How long does it take painters to paint a whole house?

3–5 days for a 1,500 sq ft interior, 4–7 days for 2,000 sq ft, 5–9 days for 2,500 sq ft. Exteriors run 30–50% longer.

How long between coats of paint?

2–4 hours for latex, 16–24 hours for oil-based. Follow the manufacturer’s spec on the can — high humidity doubles recoat time.

Can you paint a room in one day?

Yes, if you’re skilled and the prep is minimal. Factor in 2–4 hours of dry time between coats. Most single-room jobs are comfortably a one-day project with an early start.

How long before furniture can go back after painting?

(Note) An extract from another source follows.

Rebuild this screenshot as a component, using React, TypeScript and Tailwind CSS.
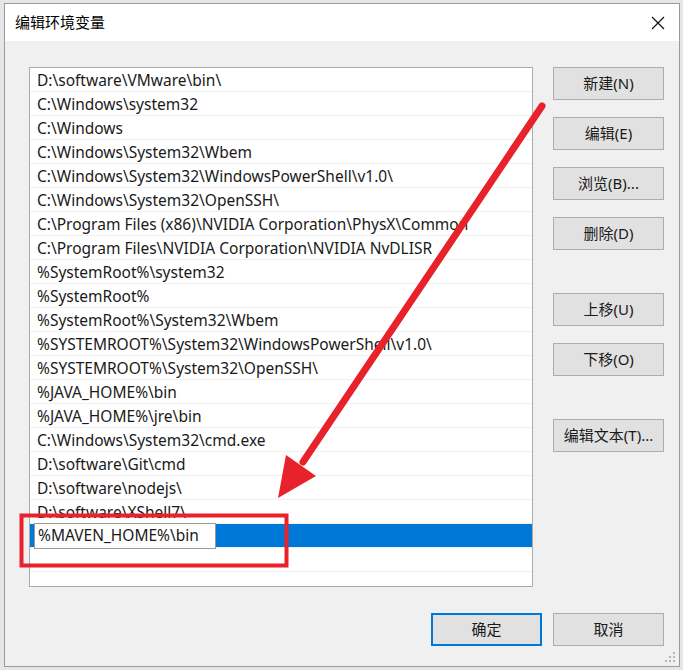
import React from "react";

const paths = [
	"D:\\software\\VMware\\bin\\",
	"C:\\Windows\\system32",
	"C:\\Windows",
	"C:\\Windows\\System32\\Wbem",
	"C:\\Windows\\System32\\WindowsPowerShell\\v1.0\\",
	"C:\\Windows\\System32\\OpenSSH\\",
	"C:\\Program Files (x86)\\NVIDIA Corporation\\PhysX\\Common",
	"C:\\Program Files\\NVIDIA Corporation\\NVIDIA NvDLISR",
	"%SystemRoot%\\system32",
	"%SystemRoot%",
	"%SystemRoot%\\System32\\Wbem",
	"%SYSTEMROOT%\\System32\\WindowsPowerShell\\v1.0\\",
	"%SYSTEMROOT%\\System32\\OpenSSH\\",
	"%JAVA_HOME%\\bin",
	"%JAVA_HOME%\\jre\\bin",
	"C:\\Windows\\System32\\cmd.exe",
	"D:\\software\\Git\\cmd",
	"D:\\software\\nodejs\\",
	"D:\\software\\XShell7\\",
];

const sideButtons = [
	{ label: "新建(N)", gap: "mb-[17px]" },
	{ label: "编辑(E)", gap: "mb-[17px]" },
	{ label: "浏览(B)...", gap: "mb-[17px]" },
	{ label: "删除(D)", gap: "mb-[43px]" },
	{ label: "上移(U)", gap: "mb-[17px]" },
	{ label: "下移(O)", gap: "mb-[43px]" },
	{ label: "编辑文本(T)...", gap: "" },
];

function WinButton({ label, primary }: { label: string; primary?: boolean }) {
	return (
		<button
			className={
				primary
					? "w-[111px] h-[33px] bg-[#e1e1e1] border-2 border-[#0078d7] text-[15px] text-[#1a1a1a]"
					: "w-[111px] h-[33px] bg-[#e1e1e1] border border-[#adadad] text-[15px] text-[#1a1a1a]"
			}
		>
			{label}
		</button>
	);
}

export default function App() {
	return (
		<div
			className="relative w-[683px] h-[670px] bg-[#e6e6e6] pt-[3px] pl-[4px] overflow-hidden"
			style={{ fontFamily: '"Noto Sans", "Noto Sans CJK SC", sans-serif' }}
		>
			<div className="w-[676px] h-[664px] border border-[#9a9a9a] bg-[#f0f0f0] flex flex-col">
				{/* title bar */}
				<div className="h-[37px] bg-white flex items-center justify-between pl-[10px] pr-[14px] shrink-0">
					<span className="text-[15px] text-black">编辑环境变量</span>
					<svg width="14" height="14" viewBox="0 0 14 14" role="img">
						<title>close</title>
						<path d="M1 1L13 13M13 1L1 13" stroke="#111" strokeWidth="1.2" />
					</svg>
				</div>

				<div className="flex pl-[24px] pt-[26px] gap-[20px]">
					{/* list box */}
					<div className="w-[504px] h-[520px] bg-white border border-[#aaaaaa] flex flex-col text-[15.5px] text-[#1a1a1a]">
						{paths.map((p) => (
							<div
								key={p}
								className="h-[24px] shrink-0 border-b border-[#f0f0f0] flex items-center pl-[7px] pt-[2px] whitespace-nowrap"
							>
								{p}
							</div>
						))}
						<div className="h-[24px] shrink-0 bg-[#0078d7] border-b border-[#f0f0f0] flex items-center pl-[4px]">
							<div className="h-[26px] w-[182px] bg-white border border-[#9a9a9a] flex items-center pl-[3px] pt-[1px] whitespace-nowrap">
								%MAVEN_HOME%\bin
							</div>
						</div>
						<div className="h-[24px] shrink-0 border-b border-[#f0f0f0]" />
					</div>

					{/* side buttons */}
					<div className="flex flex-col">
						{sideButtons.map((b) => (
							<div key={b.label} className={b.gap}>
								<WinButton label={b.label} />
							</div>
						))}
					</div>
				</div>

				<div className="flex justify-end gap-[11px] pr-[15px] mt-[26px]">
					<WinButton label="确定" primary />
					<WinButton label="取消" />
				</div>

				<div className="flex justify-end pr-[4px] mt-auto pb-[4px]">
					<svg width="10" height="10" viewBox="0 0 10 10" role="img">
						<title>grip</title>
						<g fill="#b5b5b5">
							<rect x="8" y="0" width="2" height="2" />
							<rect x="4" y="4" width="2" height="2" />
							<rect x="8" y="4" width="2" height="2" />
							<rect x="0" y="8" width="2" height="2" />
							<rect x="4" y="8" width="2" height="2" />
							<rect x="8" y="8" width="2" height="2" />
						</g>
					</svg>
				</div>
			</div>

			{/* red annotations */}
			<svg
				className="absolute left-0 top-0 pointer-events-none"
				width="683"
				height="670"
				viewBox="0 0 683 670"
				role="img"
			>
				<title>annotation</title>
				<line
					x1="542"
					y1="106"
					x2="303"
					y2="462"
					stroke="#e8222b"
					strokeWidth="7"
					strokeLinecap="round"
				/>
				<polygon points="278,498 286,455 316,476" fill="#e8222b" />
				<rect
					x="21.5"
					y="515.5"
					width="265"
					height="50"
					fill="none"
					stroke="#e8222b"
					strokeWidth="4"
				/>
			</svg>
		</div>
	);
}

4–6 hours for light items, 24 hours for heavy furniture pushed against walls. Full paint cure takes 14–30 days; avoid scrubbing walls during that window.

Does humidity affect paint drying time?

A lot. At 80%+ humidity, latex paint can take 2× longer to reach recoat. Below 40°F or above 90°F, most latex paints shouldn’t be applied at all.

How long does exterior paint take to dry before rain?

Premium acrylic-latex exteriors can handle rain after 2 hours in good conditions. Safer to plan for 6 hours minimum. Avoid painting if rain is forecast within 12 hours.